Everything was on his mind when he put down two 100s, four 20s, a ten, a five, three ones, and a credit card.  The old man pointed to a handwritten sign on the counter: Cash or Checks. ONLY! A check was extracted from the now empty wallet. 

“This should get the balling rolling,” he said. 

The old man leaned back on his stool behind the counter, finger to his cheek, and chuckled.  “You just might want to ask how much I want for the place.”

“Right. How much?”

A check was written for a substantial down payment

“You’re serious?” said the old man. He held the check to the light bulb dangling over the register, scratched his head and squinted at the grinning face looking around the shop. He wrote down the number of a lawyer.

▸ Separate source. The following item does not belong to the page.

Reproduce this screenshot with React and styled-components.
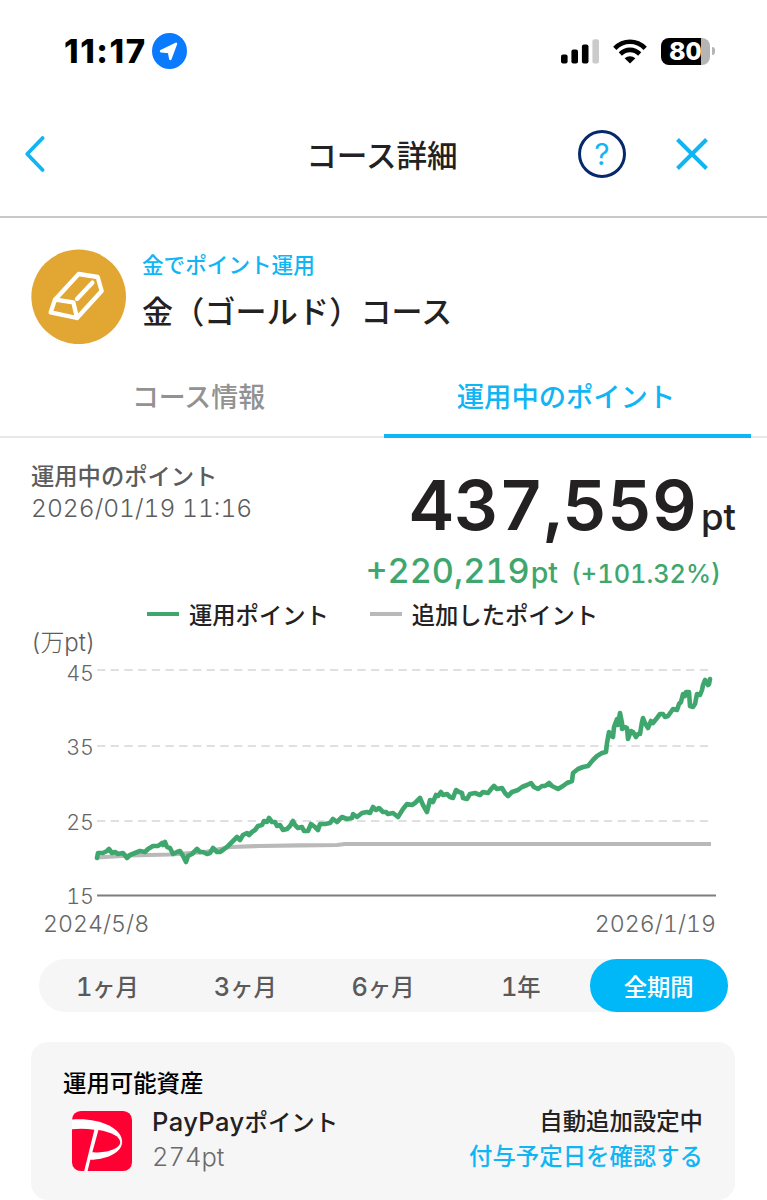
import React, { useState } from 'react';
import styled, { createGlobalStyle } from 'styled-components';

const GlobalStyle = createGlobalStyle`
    * {
        box-sizing: border-box;
    }
    body {
        margin: 0;
        background: #fff;
        color: #232122;
        font-family: Inter, "Noto Sans CJK JP", sans-serif;
        font-variant-numeric: tabular-nums;
    }
    button {
        border: 0;
        padding: 0;
        background: none;
        font: inherit;
        font-variant-numeric: inherit;
        color: inherit;
        cursor: pointer;
    }
    svg {
        display: block;
        flex: none;
    }
`;

const BLUE = '#10b5f4';
const GREEN = '#3fa76e';

// ================= style ======================= //
const Screen = styled.div`
    width: 767px;
    height: 1200px;
    overflow: hidden;
`;

const StatusBar = styled.div`
    display: flex;
    align-items: center;
    height: 102px;
    padding: 0 52px 0 64px;
`;

const Clock = styled.div`
    width: 88px;
    font-size: 33px;
    line-height: 40px;
    font-weight: 800;
    font-variant-numeric: normal;
    letter-spacing: 1.6px;
    color: #000;
`;

const StatusIcons = styled.div`
    display: flex;
    align-items: center;
    gap: 14px;
    margin-left: auto;
`;

const Battery = styled.div`
    display: flex;
    align-items: center;
    gap: 2px;
    &:after {
        content: '';
        width: 3px;
        height: 8px;
        border-radius: 0 3px 3px 0;
        background: #b5b5b5;
    }
`;

const BatteryBody = styled.div`
    width: 49px;
    height: 27px;
    border-radius: 8px;
    background: linear-gradient(to right, #000 ${(props) => props.level}%, #b5b5b5 ${(props) => props.level}%);
    color: #fff;
    font-size: 25px;
    line-height: 27px;
    font-weight: 800;
    text-align: center;
`;

const Header = styled.header`
    display: grid;
    grid-template-columns: 200px 1fr 200px;
    align-items: center;
    height: 116px;
    padding: 0 58px 10px 24px;
    border-bottom: 2px solid #c9c9c9;
`;

const Title = styled.h1`
    margin: 3px 0 0 31px;
    font-size: 30.6px;
    line-height: 40px;
    font-weight: 500;
    text-align: center;
    white-space: nowrap;
`;

const HeaderButtons = styled.div`
    display: flex;
    align-items: center;
    justify-content: flex-end;
    gap: 49px;
`;

const HelpButton = styled.button`
    width: 48px;
    height: 48px;
    border: 3.5px solid #06296b;
    border-radius: 50%;
    font-size: 30px;
    line-height: 40px;
    color: #12b5f5;
`;

const Course = styled.section`
    display: flex;
    gap: 16px;
    height: 138px;
    padding: 31px 31px 0;
`;

const CourseSub = styled.div`
    height: 32px;
    font-size: 21.6px;
    line-height: 32px;
    font-weight: 500;
    color: ${BLUE};
`;

const CourseName = styled.div`
    margin-top: 10px;
    font-size: 31px;
    line-height: 42px;
    font-weight: 500;
    letter-spacing: 0.2px;
`;

const Tabs = styled.nav`
    display: grid;
    grid-template-columns: 368px 367px;
    height: 82px;
    padding-left: 16px;
    box-shadow: inset 0 -2px #e4e8e8;
`;

const Tab = styled.button`
    padding-right: 3px;
    border-bottom: 4px solid ${(props) => (props.$active ? BLUE : 'transparent')};
    font-size: ${(props) => (props.$active ? 27.3 : 26.9)}px;
    font-weight: 500;
    color: ${(props) => (props.$active ? BLUE : '#929292')};
`;

const Summary = styled.section`
    display: flex;
    justify-content: space-between;
    height: 158px;
    padding: 22px 31px 0;
`;

const SummaryLabel = styled.div`
    margin-top: 1px;
    font-size: 23.3px;
    line-height: 32px;
    font-weight: 500;
    color: #5c5c5c;
`;

const SummaryDate = styled.div`
    font-size: 24.6px;
    line-height: 30px;
    font-weight: 300;
    color: #5c5c5c;
`;

const Amounts = styled.div`
    display: flex;
    flex-direction: column;
    align-items: flex-end;
`;

const Total = styled.div`
    height: 84px;
    font-size: 69.4px;
    line-height: 90px;
    font-weight: 600;
    white-space: nowrap;
    span {
        margin-left: 4px;
        font-size: 36.5px;
        font-weight: 500;
    }
`;

const Gain = styled.div`
    margin-right: 15px;
    font-size: 34.2px;
    line-height: 54px;
    font-weight: 500;
    color: ${GREEN};
    white-space: nowrap;
    span {
        margin-left: 1px;
        font-size: 28.5px;
    }
    span + span {
        margin-left: 13px;
        font-size: 25.3px;
    }
`;

const Legend = styled.div`
    display: flex;
    gap: 41px;
    height: 36px;
    padding-left: 147px;
`;

const LegendItem = styled.div`
    display: flex;
    align-items: center;
    gap: 10px;
    font-size: 23.3px;
    font-weight: 500;
    &:before {
        content: '';
        width: 32px;
        height: 4px;
        background: ${(props) => props.color};
    }
`;

const AxisUnit = styled.div`
    height: 24px;
    padding-left: 31px;
    font-size: 24px;
    line-height: 22px;
    font-weight: 300;
    color: #5c5c5c;
`;

const AxisLabel = styled.text`
    font-size: 21.5px;
    font-weight: 300;
    fill: #666;
    text-anchor: end;
`;

const Dates = styled.div`
    display: flex;
    justify-content: space-between;
    height: 51px;
    padding: 0 51px 0 43px;
    font-size: 23.2px;
    line-height: 32px;
    font-weight: 300;
    color: #666;
`;

const Periods = styled.div`
    display: grid;
    grid-template-columns: repeat(5, 1fr);
    width: 689px;
    height: 53px;
    margin-left: 39px;
    border-radius: 27px;
    background: #f6f6f6;
`;

const Period = styled.button`
    padding-right: 1px;
    border-radius: 27px;
    background: ${(props) => (props.$active ? '#00b7f8' : 'transparent')};
    color: ${(props) => (props.$active ? '#fff' : '#5a5a5a')};
    font-size: 23.3px;
    font-weight: 500;
`;

// latin letters and digits run a little larger than the kana beside them
const Latin = styled.span`
    font-size: 1.09em;
`;

const Card = styled.section`
    height: 158px;
    margin: 30px 32px 0 31px;
    padding: 25px 32px 0;
    border-radius: 17px;
    background: #f6f6f6;
`;

const CardTitle = styled.div`
    font-size: 23.4px;
    line-height: 34px;
    font-weight: 500;
    color: #000;
`;

const Asset = styled.div`
    display: flex;
    margin-top: 4px;
    padding-left: 9px;
    gap: 20px;
    svg {
        margin-top: 6px;
    }
`;

const AssetText = styled.div`
    flex: ${(props) => (props.right ? 'none' : 1)};
    text-align: ${(props) => (props.right ? 'right' : 'left')};
`;

const AssetLine = styled.div`
    height: 35px;
    font-size: 23.4px;
    line-height: 34px;
    font-weight: ${(props) => props.weight || 500};
    color: ${(props) => props.color || 'inherit'};
    ${Latin} {
        letter-spacing: ${(props) => (props.weight ? 0 : 0.4)}px;
    }
`;

// ================= data ======================= //
const gridLines = [
    { label: 45, y: 670, baseline: 681 },
    { label: 35, y: 746, baseline: 755 },
    { label: 25, y: 821, baseline: 830 },
];

const investedPoints = '97,857.5 130,855.5 170,854.5 205,852 230,847 260,846 300,845.3 337,845 345,844 711,844';

const valuePoints = `
    97,858 98,853 103,853 107,851 109,849 112,853 115,852 118,854 123,853 127,858 130,855 135,853
    140,851 145,852 148,849 153,846 158,846 162,843 163,845 165,842 167,847 170,848 173,854 177,852
    180,851 183,856 186,862 188,856 192,854 197,849 200,852 203,852 207,854 210,853 213,848 217,852
    220,852 223,850 228,846 232,842 237,837 240,840 243,835 247,833 249,835 252,832 255,830 258,826
    262,825 264,821 267,822 269,818 272,822 275,822 277,826 280,825 283,830 287,829 290,826 293,821
    295,825 298,828 302,827 304,831 308,831 311,824 315,827 318,830 320,824 325,824 330,823 333,819
    337,822 342,817 347,819 352,818 353,814 357,817 362,813 367,812 370,813 373,807 376,810 379,808
    383,812 386,812 388,814 393,813 398,817 403,809 407,804 412,805 415,803 420,798 423,805 427,812
    430,800 433,802 436,795 438,796 441,792 443,795 447,794 450,797 453,798 456,790 459,792 462,793
    463,798 467,799 470,794 475,793 480,795 483,792 488,793 492,788 494,786 497,789 502,788 505,793
    508,796 512,792 518,790 522,787 527,785 531,783 534,787 538,789 542,786 545,786 549,783 552,786
    558,789 563,786 567,783 572,781 573,773 578,769 583,767 588,766 593,760 597,756 602,753 606,752
    607,743 609,732 611,736 613,737 614,727 617,719 618,725 620,713 622,723 622,729 625,727 627,728
    628,739 631,731 633,732 636,737 638,734 640,734 642,722 643,718 645,723 648,728 651,721 653,723
    657,718 660,714 663,714 665,717 668,716 673,709 677,710 679,704 681,702 683,694 685,696 686,692
    689,692 690,706 693,707 695,704 697,694 700,695 702,690 703,685 705,680 708,685 709,684 710,679
`;

const periods = [
    { count: 1, unit: 'ヶ月' },
    { count: 3, unit: 'ヶ月' },
    { count: 6, unit: 'ヶ月' },
    { count: 1, unit: '年' },
    { unit: '全期間' },
];

// ================= icons ======================= //
const LocationIcon = () => (
    <svg width="35" height="36" viewBox="0 0 35 36">
        <ellipse cx="17.5" cy="18" rx="17.5" ry="18" fill="#0a7aff" />
        <path d="M24 10.8 18.3 26 17 19 9 18.2Z" fill="#fff" stroke="#fff" strokeWidth="2.4" strokeLinejoin="round" />
    </svg>
);

const SignalIcon = () => (
    <svg width="38" height="25" viewBox="0 0 38 25">
        <rect x="0" y="15.5" width="6.6" height="9" rx="2" />
        <rect x="10.4" y="10.5" width="6.6" height="14" rx="2" />
        <rect x="20.9" y="5.5" width="6.6" height="19" rx="2" />
        <rect x="31.4" y="0.3" width="6.6" height="24.2" rx="2" fill="#cbcbcb" />
    </svg>
);

const WifiIcon = () => (
    <svg width="34" height="25" viewBox="0 0 34 25">
        <g fill="none" stroke="#000" strokeWidth="4.6">
            <path d="M1.8 9.3C10.5 0.6 23.5 0.6 32.2 9.3" />
            <path d="M7.3 15C13 9.5 21 9.5 26.7 15" />
        </g>
        <path d="M17 24.6 11.6 19.2C14.8 16.5 19.2 16.5 22.4 19.2Z" />
    </svg>
);

const BackIcon = () => (
    <svg width="22" height="38" viewBox="0 0 22 38">
        <path d="M18.6 3 3.2 19 18.6 35" fill="none" stroke={BLUE} strokeWidth="3.8" strokeLinecap="round" strokeLinejoin="round" />
    </svg>
);

const CloseIcon = () => (
    <svg width="34" height="34" viewBox="0 0 34 34">
        <path d="M2.5 2.5 31.5 31.5M31.5 2.5 2.5 31.5" fill="none" stroke={BLUE} strokeWidth="4" />
    </svg>
);

const GoldIcon = () => (
    <svg width="95" height="95" viewBox="0 0 285 285">
        <circle cx="143" cy="143.5" r="142" fill="#e2a733" />
        <g fill="none" stroke="#fff" strokeWidth="13" strokeLinecap="round" strokeLinejoin="round">
            <path d="M72 152 143 75 200 84 212 126 138 207 59 190Z" />
            <path d="M72 152 127 160 138 207" />
            <path d="M138 150 184 101" />
        </g>
    </svg>
);

const PayPayLogo = () => (
    <svg width="60" height="60" viewBox="0 0 177 177">
        <rect width="177" height="177" rx="26" fill="#ff0033" />
        <path d="M0 25C75 18 148 48 148 90C148 122 105 143 54 144L46 177H36L66 55Q30 51 0 54Z" fill="#fff" />
        <path d="M78 56C115 62 142 75 142 92C142 112 100 124 60 122Z" fill="#ff0033" />
    </svg>
);

// ================= component ======================= //
function Chart() {
    return (
        <svg width="767" height="252" viewBox="0 656 767 252">
            {gridLines.map((line) => (
                <g key={line.label}>
                    <AxisLabel x="94" y={line.baseline}>{line.label}</AxisLabel>
                    <path d={`M97 ${line.y}H711`} stroke="#e0e0e0" strokeWidth="2" strokeDasharray="8.3 5.4" />
                </g>
            ))}
            <AxisLabel x="94" y="904">15</AxisLabel>
            <path d="M97 895.5H716" stroke="#7d7d7d" strokeWidth="2" />
            <polyline points={investedPoints} fill="none" stroke="#b9b9b9" strokeWidth="4.2" />
            <polyline points={valuePoints} fill="none" stroke={GREEN} strokeWidth="4.6" strokeLinejoin="round" strokeLinecap="round" />
        </svg>
    );
}

function App() {
    const [tab, setTab] = useState(1);
    const [period, setPeriod] = useState(4);

    return (
        <Screen>
            <GlobalStyle />
            <StatusBar>
                <Clock>11:17</Clock>
                <LocationIcon />
                <StatusIcons>
                    <SignalIcon />
                    <WifiIcon />
                    <Battery><BatteryBody level={81}>80</BatteryBody></Battery>
                </StatusIcons>
            </StatusBar>
            <Header>
                <button><BackIcon /></button>
                <Title>コース詳細</Title>
                <HeaderButtons>
                    <HelpButton>?</HelpButton>
                    <button><CloseIcon /></button>
                </HeaderButtons>
            </Header>
            <Course>
                <GoldIcon />
                <div>
                    <CourseSub>金でポイント運用</CourseSub>
                    <CourseName>金（ゴールド）コース</CourseName>
                </div>
            </Course>
            <Tabs>
                <Tab $active={tab === 0} onClick={() => setTab(0)}>コース情報</Tab>
                <Tab $active={tab === 1} onClick={() => setTab(1)}>運用中のポイント</Tab>
            </Tabs>
            <Summary>
                <div>
                    <SummaryLabel>運用中のポイント</SummaryLabel>
                    <SummaryDate>2026/01/19 11:16</SummaryDate>
                </div>
                <Amounts>
                    <Total>437,559<span>pt</span></Total>
                    <Gain>+220,219<span>pt</span><span>(+101.32%)</span></Gain>
                </Amounts>
            </Summary>
            <Legend>
                <LegendItem color={GREEN}>運用ポイント</LegendItem>
                <LegendItem color="#b9b9b9">追加したポイント</LegendItem>
            </Legend>
            <AxisUnit>(万pt)</AxisUnit>
            <Chart />
            <Dates>
                <span>2024/5/8</span>
                <span>2026/1/19</span>
            </Dates>
            <Periods>
                {periods.map((item, i) => (
                    <Period key={i} $active={i === period} onClick={() => setPeriod(i)}>
                        {item.count && <Latin>{item.count}</Latin>}{item.unit}
                    </Period>
                ))}
            </Periods>
            <Card>
                <CardTitle>運用可能資産</CardTitle>
                <Asset>
                    <PayPayLogo />
                    <AssetText>
                        <AssetLine><Latin>PayPay</Latin>ポイント</AssetLine>
                        <AssetLine weight={300} color="#6a6a6a"><Latin>274pt</Latin></AssetLine>
                    </AssetText>
                    <AssetText right>
                        <AssetLine>自動追加設定中</AssetLine>
                        <AssetLine color={BLUE}>付与予定日を確認する</AssetLine>
                    </AssetText>
                </Asset>
            </Card>
        </Screen>
    );
}

export default App;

“Give young Rubinstein a call. He’ll handle the sale. You’re not joshing now, are you?” 

“Not in the least,” he said, handing over his business card. “I don’t imagine I’ll be needing many of those anymore.”

The old man started counting out bills from the register.

“Keep that for the down payment. I’ll be back.”

The old man stood on the sagging porch watching his final customer make half a dozen trips to the wagon. He insisted he carry all the treasure by himself breathing in the smell of dust, balsa, shellac, and memories they held. Even with the backseat down, he couldn’t fit it all in. “I’ll be back,” he said waving to the old man leaning on a porch post. The old man was nodding back and thinking he might just build something too. It had been a while.

The sun had come out when he stepped into his car. The clouds had dispersed and the sky was blue. The air felt crisp. He looked back at the boxes and recognized the grocery bags shoved between them. A question popped into his head; “What on earth was that woman talking about?” He then remembered he had to pick her up at the hair salon and hoped the Ethiopian model would be at the door. Maybe he’d ask for a cup of whatever it was she was offering. Maybe it would be hot chocolate.

He was 30 minutes late. His wife let him have it before she sneezed harshly as the dust rose from his accumulations after she slammed the car door shut.  

“What the hell is all this crap? I’ll bet you didn’t make it to the liquor store. Are you even listening to me?”

He turned with a smile, and said, no, he hadn’t heard a word.